Mozart's house - in the shadow of St Stephen's

Desperate for funds, Mozart's wife, Constanze, was anxious to have the work completed and took it upon herself to find someone to complete the Requiem so that she could sell it as Mozart's. Eventually Constanze approached Franz Süssmayr who had been the composer’s closest musical confidante.  He undoubtedly knew what Mozart’s intentions were in respect of the complete Requiem. He had not been Constanze’s first choice – that had been  Joseph von Eybler but Eybler was unable to make satisfactory progress. When she eventually turned to Süssmayr, it was because there was a deadline to meet in order that she received the final payment; and only Süssmayr with his greater knowledge could meet that deadline!
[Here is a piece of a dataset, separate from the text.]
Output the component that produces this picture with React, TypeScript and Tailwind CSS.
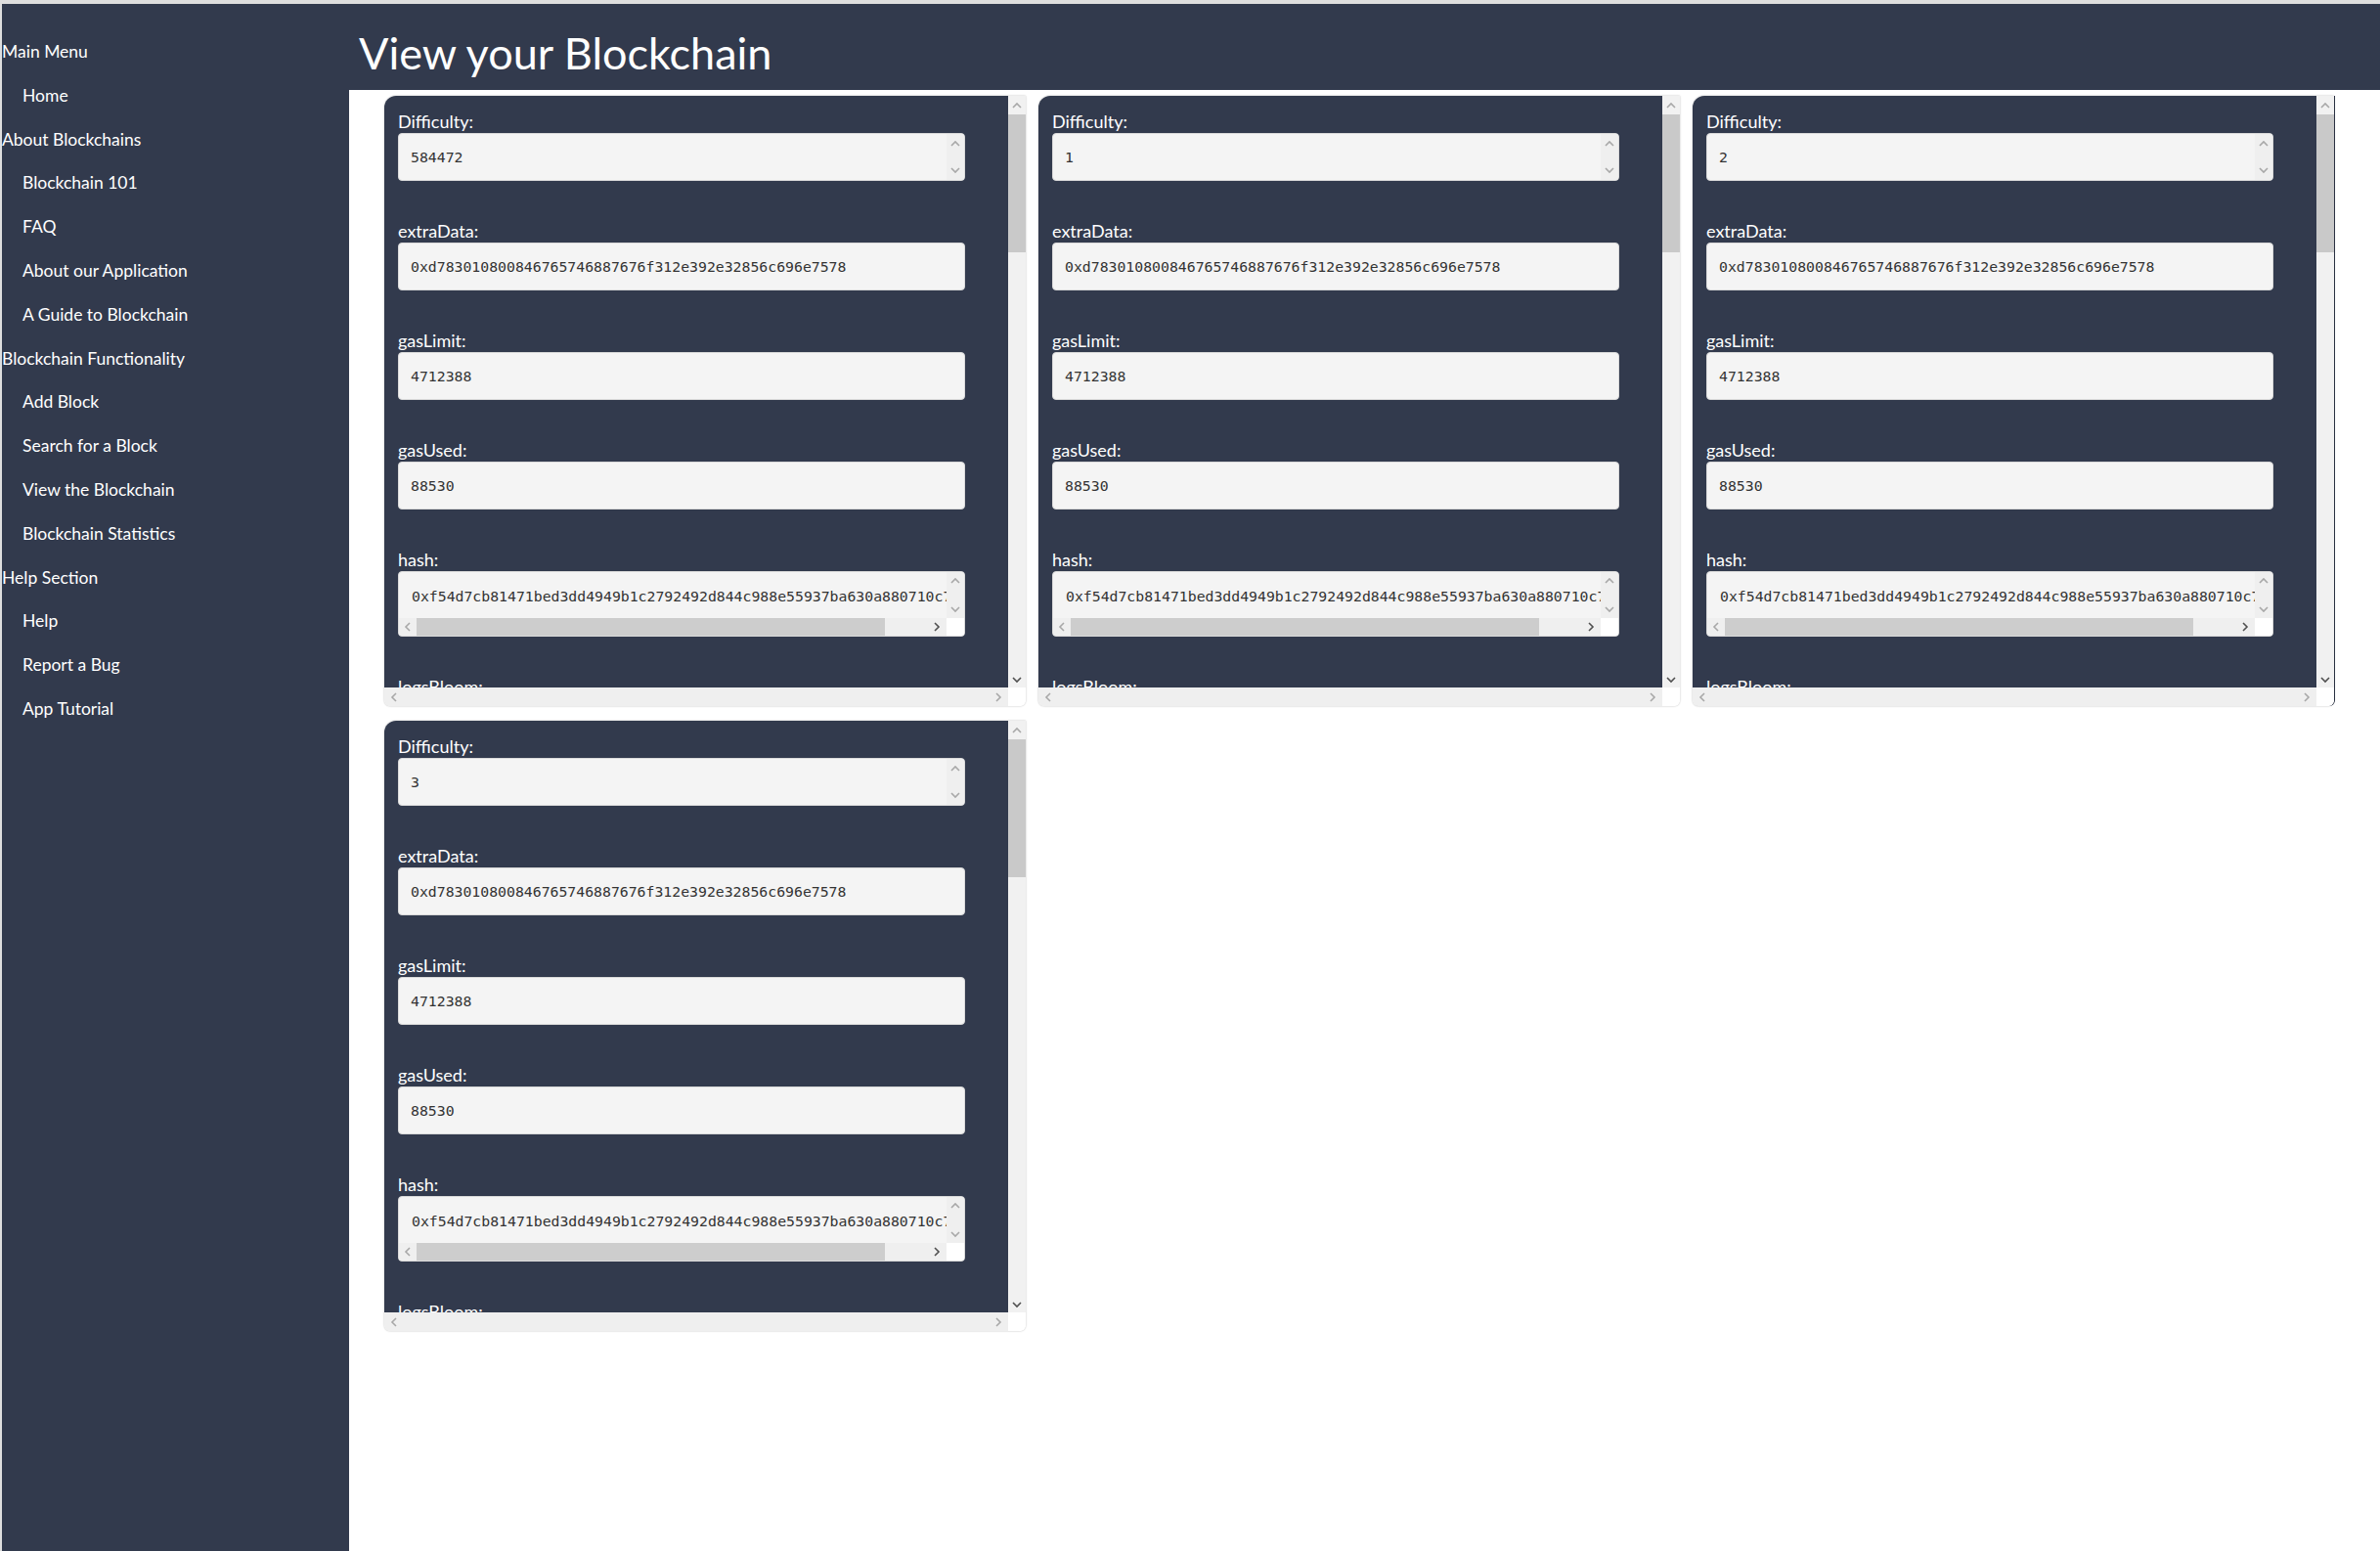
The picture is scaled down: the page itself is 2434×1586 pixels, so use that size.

Whatever the reason, thanks to his efforts, the Requiem was completed by February 1792 and  the final score dispatched to Count Walsegg complete with a counterfeited signature of Mozart. Shortly afterwards Constanze was paid the full amount owed. The Count presented the music as his own at a memorial service to his wife in 1793 and a little over a year later it was played - attributed to Mozart - in Vienna, at a concert about which Walsegg knew nothing.  
One of the rooms in the house

Süssmayr's work has often been harshly criticized - the Requiem is full of errors in harmony, and his musical ideas were no match for Mozart's. However, despite its detractors, the Süssmayer completion of the Requiem has remained the standard version. Despite any shortfalls the Requiem scholars are united that it remains purely Mozartean and one of, if not the greatest setting of the Requiem text in history.

In the years following, the Requiem gained its place in musical history and folklore and began to develop  a life of its own. In 1809 it was performed at the memorial service for Joseph Haydn and, adding to the many myths about the piece, in 1833 Joseph von Eybler suffered a stroke while conducting the Requiem. He never conducted again. In December 1840 it was performed at the reburial of Napoleon and in 1849 at Chopin's funeral. And so it continued to establish itself as one of the very great Masses and choral works. In modern times the Requiem was performed in 1964 as the Memorial Mass for President Kennedy. In 1994 Zubin Mehta conducted Sarajevo Philharmonic in the ruins of Sarajevo to mark the end of the Siege of Sarajevo and the ending of the Bosnian/Serb conflict. In 1999 Claudio Abbado conducted the Requiem with the Berlin Philharmonic in Salzburg on the 10th anniversary of the death of Herbert von Karajan and, in churches and concert halls throughout Austria (and many other places), it is common for the Requiem to be performed each December to commemorate Mozart’s untimely death on December 5th.
Some of the original score of the Requiem. The bottom five staves are in the hand of Mozart himself. The top half is the work of Süssmayr. When the whole Requiem was finished Süssmayr made a copy all in his own hand, imitating Mozart's so that it would look a unified piece of work. Mozart's signature was the forged by Constanze. The rest is history so to speak!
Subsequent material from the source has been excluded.